▶ **Work to complete**:
Without including any images, repeat the data exactly.

-.-.-

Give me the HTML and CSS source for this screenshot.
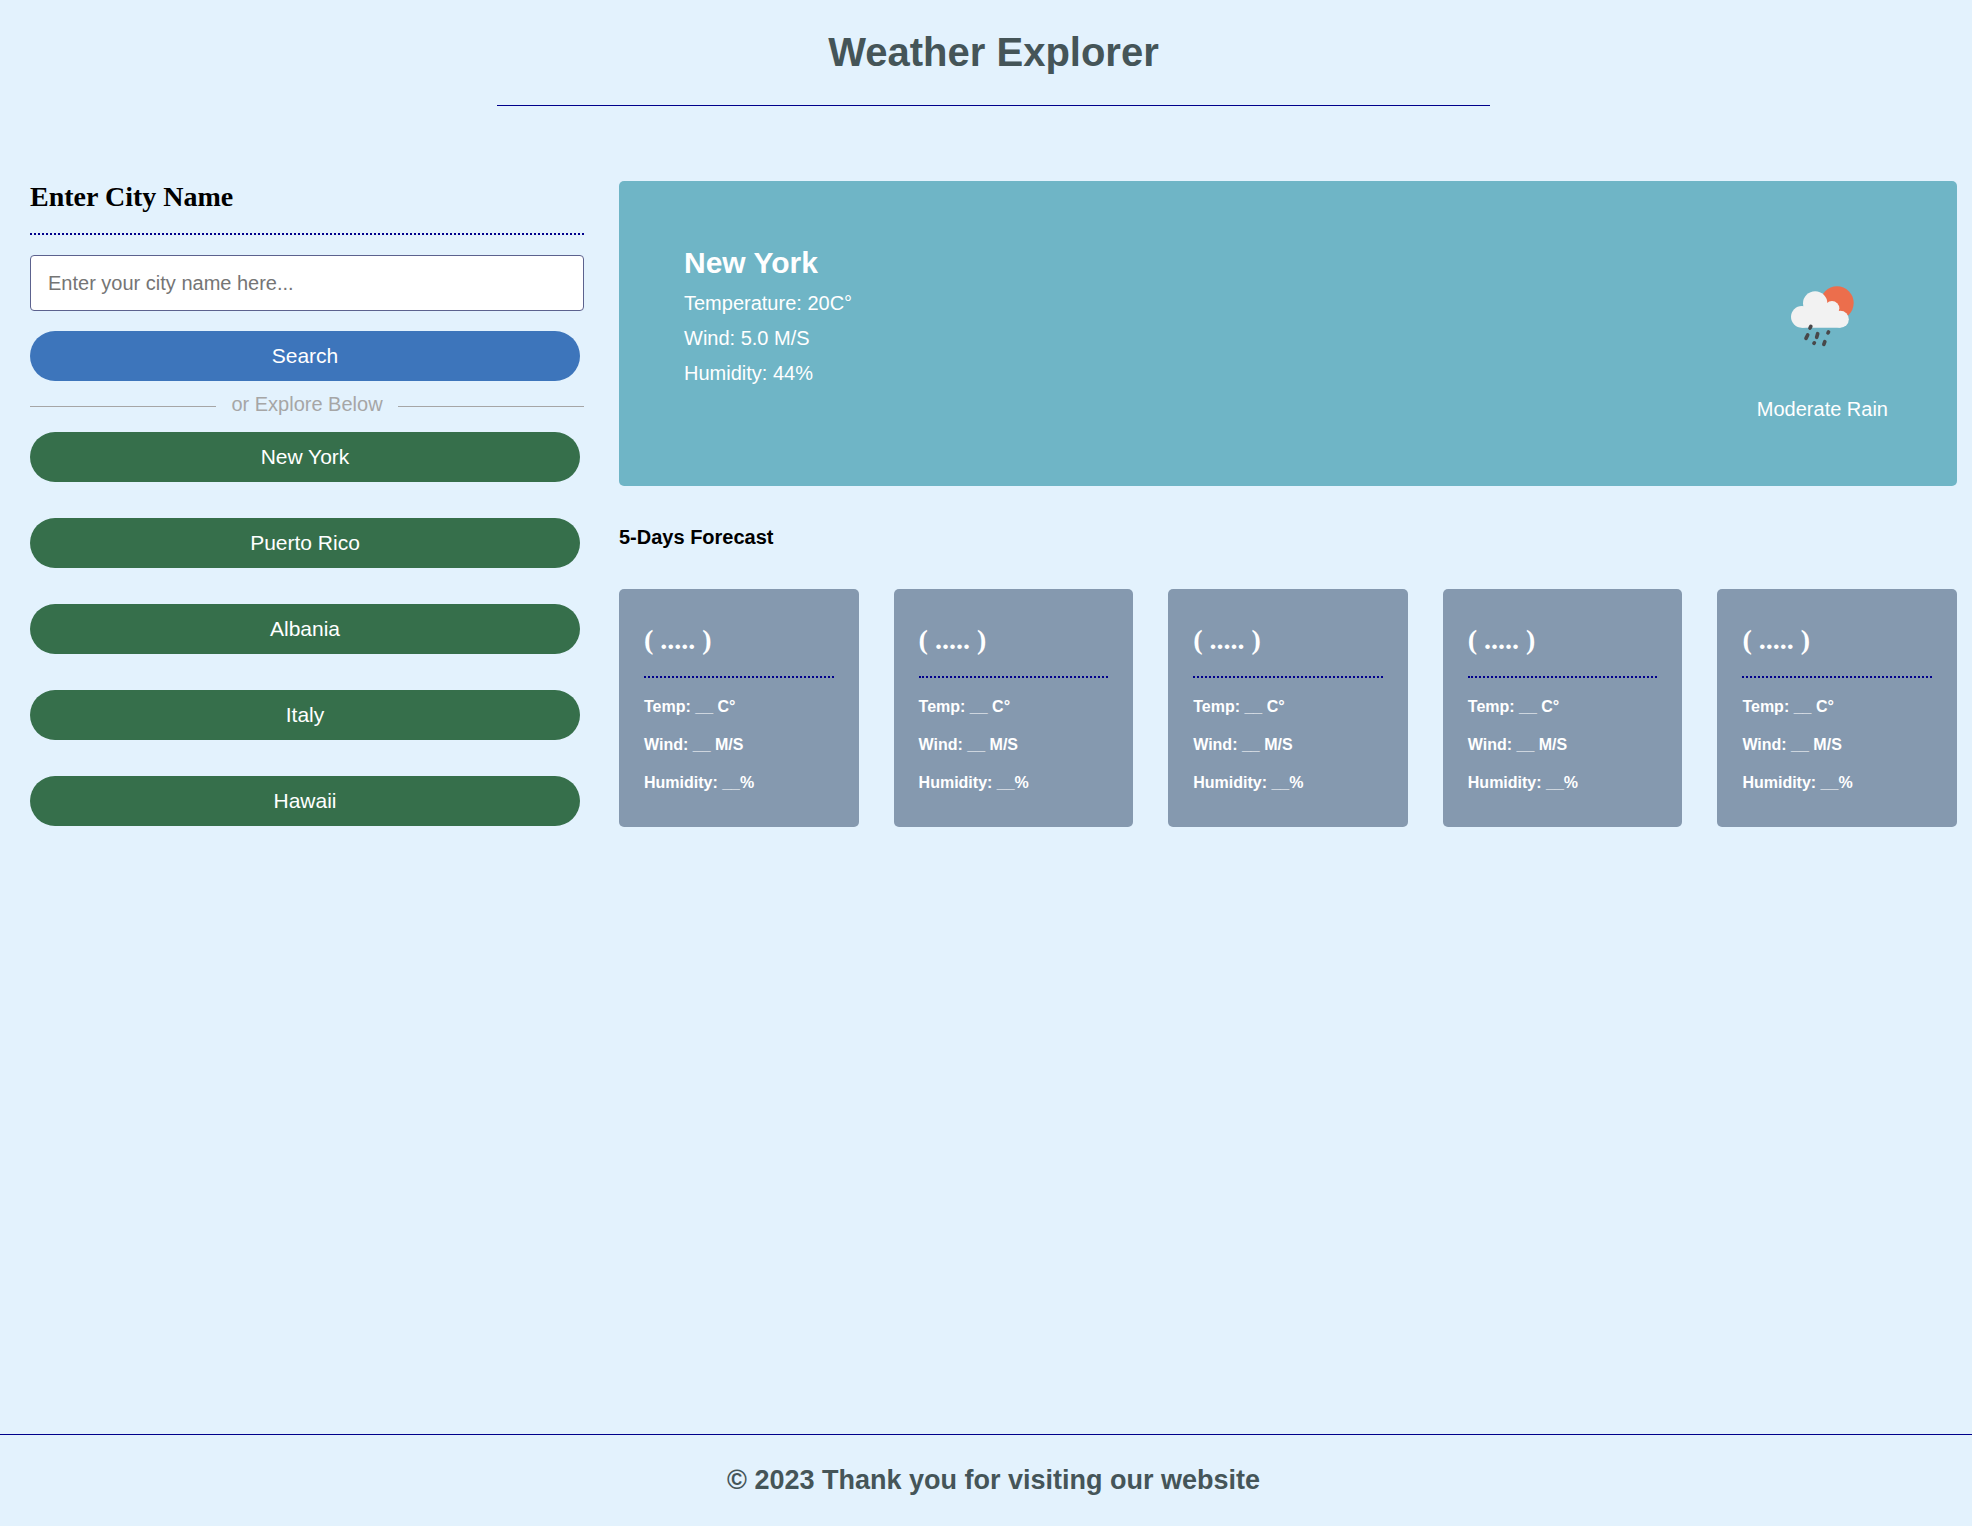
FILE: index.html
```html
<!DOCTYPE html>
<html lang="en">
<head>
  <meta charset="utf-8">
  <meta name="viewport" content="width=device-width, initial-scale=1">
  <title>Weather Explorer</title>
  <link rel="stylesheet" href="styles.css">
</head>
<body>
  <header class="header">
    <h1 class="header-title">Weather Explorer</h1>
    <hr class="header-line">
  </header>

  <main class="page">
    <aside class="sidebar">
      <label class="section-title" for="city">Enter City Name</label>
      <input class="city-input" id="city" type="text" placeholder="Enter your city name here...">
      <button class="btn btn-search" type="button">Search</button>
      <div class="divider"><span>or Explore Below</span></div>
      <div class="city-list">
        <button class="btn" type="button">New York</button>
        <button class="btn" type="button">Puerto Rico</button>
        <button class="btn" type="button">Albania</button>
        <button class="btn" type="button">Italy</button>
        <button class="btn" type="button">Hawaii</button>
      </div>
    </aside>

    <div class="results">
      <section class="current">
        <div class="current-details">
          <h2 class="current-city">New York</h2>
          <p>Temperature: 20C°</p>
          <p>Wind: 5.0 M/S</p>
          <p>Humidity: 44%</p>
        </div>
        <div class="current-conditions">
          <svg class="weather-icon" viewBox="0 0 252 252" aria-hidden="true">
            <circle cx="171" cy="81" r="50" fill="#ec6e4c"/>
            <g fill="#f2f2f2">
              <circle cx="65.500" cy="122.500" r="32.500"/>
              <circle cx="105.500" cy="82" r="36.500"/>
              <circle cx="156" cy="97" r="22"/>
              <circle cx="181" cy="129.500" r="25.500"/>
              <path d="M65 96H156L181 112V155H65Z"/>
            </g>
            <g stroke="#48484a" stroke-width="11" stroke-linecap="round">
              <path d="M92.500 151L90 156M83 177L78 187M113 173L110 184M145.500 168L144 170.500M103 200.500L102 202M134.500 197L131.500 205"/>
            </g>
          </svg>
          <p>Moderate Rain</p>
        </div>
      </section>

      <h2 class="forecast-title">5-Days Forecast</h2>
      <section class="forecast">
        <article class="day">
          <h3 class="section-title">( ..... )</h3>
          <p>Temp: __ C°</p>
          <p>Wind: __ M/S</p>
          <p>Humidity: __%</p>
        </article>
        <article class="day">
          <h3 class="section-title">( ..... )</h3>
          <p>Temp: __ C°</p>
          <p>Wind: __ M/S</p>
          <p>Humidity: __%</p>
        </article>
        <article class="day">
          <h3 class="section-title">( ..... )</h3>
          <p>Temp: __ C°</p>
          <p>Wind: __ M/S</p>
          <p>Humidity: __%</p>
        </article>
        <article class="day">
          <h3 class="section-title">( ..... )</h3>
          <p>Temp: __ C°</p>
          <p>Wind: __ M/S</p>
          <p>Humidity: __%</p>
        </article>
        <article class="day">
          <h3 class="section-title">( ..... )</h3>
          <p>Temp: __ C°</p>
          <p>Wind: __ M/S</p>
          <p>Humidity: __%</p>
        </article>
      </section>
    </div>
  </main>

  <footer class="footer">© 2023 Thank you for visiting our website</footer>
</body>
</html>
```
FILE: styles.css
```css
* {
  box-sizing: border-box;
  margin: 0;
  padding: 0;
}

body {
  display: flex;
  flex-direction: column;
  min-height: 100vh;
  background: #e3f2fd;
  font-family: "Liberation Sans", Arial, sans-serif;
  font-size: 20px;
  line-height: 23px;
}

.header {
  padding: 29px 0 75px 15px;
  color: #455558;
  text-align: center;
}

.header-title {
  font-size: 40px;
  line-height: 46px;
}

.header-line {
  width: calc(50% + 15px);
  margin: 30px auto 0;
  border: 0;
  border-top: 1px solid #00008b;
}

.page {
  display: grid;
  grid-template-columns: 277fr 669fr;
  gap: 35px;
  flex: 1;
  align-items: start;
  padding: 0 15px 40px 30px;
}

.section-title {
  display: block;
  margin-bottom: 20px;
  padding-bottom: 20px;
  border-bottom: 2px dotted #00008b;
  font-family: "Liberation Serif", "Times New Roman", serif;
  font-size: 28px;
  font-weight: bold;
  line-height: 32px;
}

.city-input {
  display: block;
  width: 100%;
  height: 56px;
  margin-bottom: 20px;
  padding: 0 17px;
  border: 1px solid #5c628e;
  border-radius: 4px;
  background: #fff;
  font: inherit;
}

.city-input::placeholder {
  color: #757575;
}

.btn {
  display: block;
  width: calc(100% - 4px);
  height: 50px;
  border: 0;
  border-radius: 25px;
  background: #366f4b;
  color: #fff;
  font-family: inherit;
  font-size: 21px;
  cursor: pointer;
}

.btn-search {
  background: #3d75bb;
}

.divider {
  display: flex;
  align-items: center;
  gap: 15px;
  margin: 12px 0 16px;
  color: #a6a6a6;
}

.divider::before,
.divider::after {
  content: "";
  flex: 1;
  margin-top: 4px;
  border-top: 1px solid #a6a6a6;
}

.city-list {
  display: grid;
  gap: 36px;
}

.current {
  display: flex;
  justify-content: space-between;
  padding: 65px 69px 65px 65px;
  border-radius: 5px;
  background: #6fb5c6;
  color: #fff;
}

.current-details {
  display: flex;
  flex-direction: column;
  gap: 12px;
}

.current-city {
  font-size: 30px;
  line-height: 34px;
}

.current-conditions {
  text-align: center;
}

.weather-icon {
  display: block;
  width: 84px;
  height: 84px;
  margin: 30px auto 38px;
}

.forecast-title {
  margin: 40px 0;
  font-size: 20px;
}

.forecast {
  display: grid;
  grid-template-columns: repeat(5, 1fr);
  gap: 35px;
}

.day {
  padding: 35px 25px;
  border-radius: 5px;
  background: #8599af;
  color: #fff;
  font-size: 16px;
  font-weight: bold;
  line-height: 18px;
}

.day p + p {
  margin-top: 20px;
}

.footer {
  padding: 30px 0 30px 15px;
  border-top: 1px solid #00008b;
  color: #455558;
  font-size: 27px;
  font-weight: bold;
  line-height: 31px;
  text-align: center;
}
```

-.-.-

▶ **Answer to this problem**:
Give me the HTML and CSS source for this screenshot.
FILE: index.html
```html
<!DOCTYPE html>
<html lang="en">
<head>
  <meta charset="utf-8">
  <meta name="viewport" content="width=device-width, initial-scale=1">
  <title>Weather Explorer</title>
  <link rel="stylesheet" href="styles.css">
</head>
<body>
  <header class="header">
    <h1 class="header-title">Weather Explorer</h1>
    <hr class="header-line">
  </header>

  <main class="page">
    <aside class="sidebar">
      <label class="section-title" for="city">Enter City Name</label>
      <input class="city-input" id="city" type="text" placeholder="Enter your city name here...">
      <button class="btn btn-search" type="button">Search</button>
      <div class="divider"><span>or Explore Below</span></div>
      <div class="city-list">
        <button class="btn" type="button">New York</button>
        <button class="btn" type="button">Puerto Rico</button>
        <button class="btn" type="button">Albania</button>
        <button class="btn" type="button">Italy</button>
        <button class="btn" type="button">Hawaii</button>
      </div>
    </aside>

    <div class="results">
      <section class="current">
        <div class="current-details">
          <h2 class="current-city">New York</h2>
          <p>Temperature: 20C°</p>
          <p>Wind: 5.0 M/S</p>
          <p>Humidity: 44%</p>
        </div>
        <div class="current-conditions">
          <svg class="weather-icon" viewBox="0 0 252 252" aria-hidden="true">
            <circle cx="171" cy="81" r="50" fill="#ec6e4c"/>
            <g fill="#f2f2f2">
              <circle cx="65.500" cy="122.500" r="32.500"/>
              <circle cx="105.500" cy="82" r="36.500"/>
              <circle cx="156" cy="97" r="22"/>
              <circle cx="181" cy="129.500" r="25.500"/>
              <path d="M65 96H156L181 112V155H65Z"/>
            </g>
            <g stroke="#48484a" stroke-width="11" stroke-linecap="round">
              <path d="M92.500 151L90 156M83 177L78 187M113 173L110 184M145.500 168L144 170.500M103 200.500L102 202M134.500 197L131.500 205"/>
            </g>
          </svg>
          <p>Moderate Rain</p>
        </div>
      </section>

      <h2 class="forecast-title">5-Days Forecast</h2>
      <section class="forecast">
        <article class="day">
          <h3 class="section-title">( ..... )</h3>
          <p>Temp: __ C°</p>
          <p>Wind: __ M/S</p>
          <p>Humidity: __%</p>
        </article>
        <article class="day">
          <h3 class="section-title">( ..... )</h3>
          <p>Temp: __ C°</p>
          <p>Wind: __ M/S</p>
          <p>Humidity: __%</p>
        </article>
        <article class="day">
          <h3 class="section-title">( ..... )</h3>
          <p>Temp: __ C°</p>
          <p>Wind: __ M/S</p>
          <p>Humidity: __%</p>
        </article>
        <article class="day">
          <h3 class="section-title">( ..... )</h3>
          <p>Temp: __ C°</p>
          <p>Wind: __ M/S</p>
          <p>Humidity: __%</p>
        </article>
        <article class="day">
          <h3 class="section-title">( ..... )</h3>
          <p>Temp: __ C°</p>
          <p>Wind: __ M/S</p>
          <p>Humidity: __%</p>
        </article>
      </section>
    </div>
  </main>

  <footer class="footer">© 2023 Thank you for visiting our website</footer>
</body>
</html>
```
FILE: styles.css
```css
* {
  box-sizing: border-box;
  margin: 0;
  padding: 0;
}

body {
  display: flex;
  flex-direction: column;
  min-height: 100vh;
  background: #e3f2fd;
  font-family: "Liberation Sans", Arial, sans-serif;
  font-size: 20px;
  line-height: 23px;
}

.header {
  padding: 29px 0 75px 15px;
  color: #455558;
  text-align: center;
}

.header-title {
  font-size: 40px;
  line-height: 46px;
}

.header-line {
  width: calc(50% + 15px);
  margin: 30px auto 0;
  border: 0;
  border-top: 1px solid #00008b;
}

.page {
  display: grid;
  grid-template-columns: 277fr 669fr;
  gap: 35px;
  flex: 1;
  align-items: start;
  padding: 0 15px 40px 30px;
}

.section-title {
  display: block;
  margin-bottom: 20px;
  padding-bottom: 20px;
  border-bottom: 2px dotted #00008b;
  font-family: "Liberation Serif", "Times New Roman", serif;
  font-size: 28px;
  font-weight: bold;
  line-height: 32px;
}

.city-input {
  display: block;
  width: 100%;
  height: 56px;
  margin-bottom: 20px;
  padding: 0 17px;
  border: 1px solid #5c628e;
  border-radius: 4px;
  background: #fff;
  font: inherit;
}

.city-input::placeholder {
  color: #757575;
}

.btn {
  display: block;
  width: calc(100% - 4px);
  height: 50px;
  border: 0;
  border-radius: 25px;
  background: #366f4b;
  color: #fff;
  font-family: inherit;
  font-size: 21px;
  cursor: pointer;
}

.btn-search {
  background: #3d75bb;
}

.divider {
  display: flex;
  align-items: center;
  gap: 15px;
  margin: 12px 0 16px;
  color: #a6a6a6;
}

.divider::before,
.divider::after {
  content: "";
  flex: 1;
  margin-top: 4px;
  border-top: 1px solid #a6a6a6;
}

.city-list {
  display: grid;
  gap: 36px;
}

.current {
  display: flex;
  justify-content: space-between;
  padding: 65px 69px 65px 65px;
  border-radius: 5px;
  background: #6fb5c6;
  color: #fff;
}

.current-details {
  display: flex;
  flex-direction: column;
  gap: 12px;
}

.current-city {
  font-size: 30px;
  line-height: 34px;
}

.current-conditions {
  text-align: center;
}

.weather-icon {
  display: block;
  width: 84px;
  height: 84px;
  margin: 30px auto 38px;
}

.forecast-title {
  margin: 40px 0;
  font-size: 20px;
}

.forecast {
  display: grid;
  grid-template-columns: repeat(5, 1fr);
  gap: 35px;
}

.day {
  padding: 35px 25px;
  border-radius: 5px;
  background: #8599af;
  color: #fff;
  font-size: 16px;
  font-weight: bold;
  line-height: 18px;
}

.day p + p {
  margin-top: 20px;
}

.footer {
  padding: 30px 0 30px 15px;
  border-top: 1px solid #00008b;
  color: #455558;
  font-size: 27px;
  font-weight: bold;
  line-height: 31px;
  text-align: center;
}
```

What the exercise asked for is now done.